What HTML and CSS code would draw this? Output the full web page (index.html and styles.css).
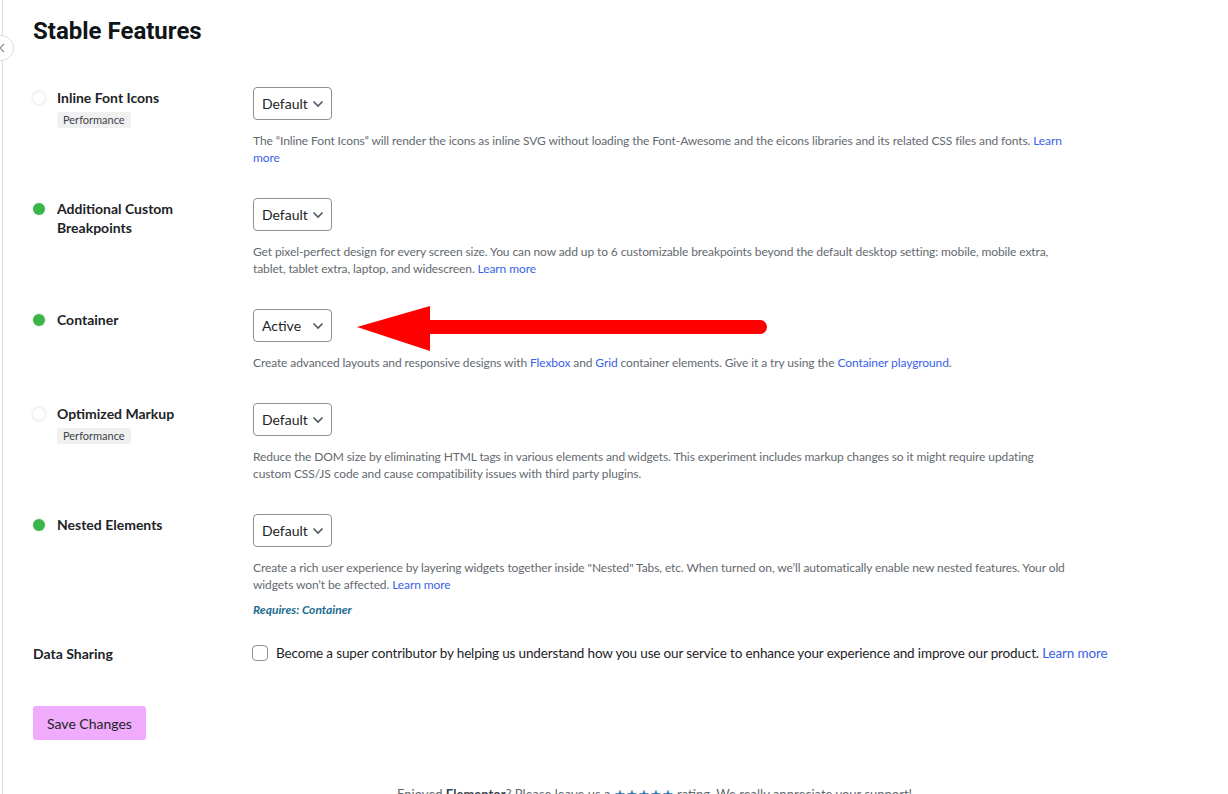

■ ■ ■ ■ ■ ■ ■

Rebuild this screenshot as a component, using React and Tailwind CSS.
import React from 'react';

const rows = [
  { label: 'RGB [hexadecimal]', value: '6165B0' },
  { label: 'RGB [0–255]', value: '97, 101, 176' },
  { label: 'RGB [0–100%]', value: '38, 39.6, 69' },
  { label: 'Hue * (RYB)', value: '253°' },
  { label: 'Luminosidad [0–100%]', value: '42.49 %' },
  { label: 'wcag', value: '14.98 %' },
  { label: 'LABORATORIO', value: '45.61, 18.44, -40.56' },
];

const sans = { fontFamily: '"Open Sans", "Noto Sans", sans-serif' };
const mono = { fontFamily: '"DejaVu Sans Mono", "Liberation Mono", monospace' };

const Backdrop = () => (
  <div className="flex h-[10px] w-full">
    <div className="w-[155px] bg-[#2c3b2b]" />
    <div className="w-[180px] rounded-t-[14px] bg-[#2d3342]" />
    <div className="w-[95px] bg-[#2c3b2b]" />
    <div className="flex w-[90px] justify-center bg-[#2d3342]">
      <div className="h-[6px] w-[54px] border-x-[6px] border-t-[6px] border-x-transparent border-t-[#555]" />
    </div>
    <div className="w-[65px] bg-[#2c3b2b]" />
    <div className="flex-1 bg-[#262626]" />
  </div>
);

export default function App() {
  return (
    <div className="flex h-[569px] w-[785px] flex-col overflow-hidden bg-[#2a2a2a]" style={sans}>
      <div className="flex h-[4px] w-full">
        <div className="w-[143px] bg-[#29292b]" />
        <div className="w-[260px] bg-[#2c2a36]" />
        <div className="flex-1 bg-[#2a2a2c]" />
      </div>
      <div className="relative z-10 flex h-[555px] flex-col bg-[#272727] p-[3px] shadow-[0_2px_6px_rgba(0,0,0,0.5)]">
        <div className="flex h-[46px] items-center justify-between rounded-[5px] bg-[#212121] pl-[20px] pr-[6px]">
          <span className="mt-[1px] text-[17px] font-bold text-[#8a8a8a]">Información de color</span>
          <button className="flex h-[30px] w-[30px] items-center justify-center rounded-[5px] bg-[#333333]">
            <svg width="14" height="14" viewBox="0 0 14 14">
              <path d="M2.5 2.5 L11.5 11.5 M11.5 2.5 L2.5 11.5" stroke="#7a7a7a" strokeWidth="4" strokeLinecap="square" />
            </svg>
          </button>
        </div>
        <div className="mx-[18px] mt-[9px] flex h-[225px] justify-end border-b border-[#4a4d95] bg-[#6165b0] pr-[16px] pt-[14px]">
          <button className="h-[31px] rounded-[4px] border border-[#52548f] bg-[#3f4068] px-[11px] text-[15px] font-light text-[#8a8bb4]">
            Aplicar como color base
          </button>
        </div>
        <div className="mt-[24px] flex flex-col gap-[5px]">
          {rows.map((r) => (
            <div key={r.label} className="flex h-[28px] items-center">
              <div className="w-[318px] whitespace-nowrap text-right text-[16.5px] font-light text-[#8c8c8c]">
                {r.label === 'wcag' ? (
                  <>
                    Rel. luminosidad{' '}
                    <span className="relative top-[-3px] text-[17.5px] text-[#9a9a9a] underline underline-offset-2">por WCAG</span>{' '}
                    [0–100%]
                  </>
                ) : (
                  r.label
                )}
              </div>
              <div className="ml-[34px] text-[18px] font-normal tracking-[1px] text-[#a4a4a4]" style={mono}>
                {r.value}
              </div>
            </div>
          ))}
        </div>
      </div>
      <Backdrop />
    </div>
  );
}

■ ■ ■ ■ ■ ■ ■

Pull every line containing the word "full" out of the entries above.

> **ANSWER**:
What HTML and CSS code would draw this? Output the full web page (index.html and styles.css).
  <div className="flex h-[10px] w-full">
      <div className="flex h-[4px] w-full">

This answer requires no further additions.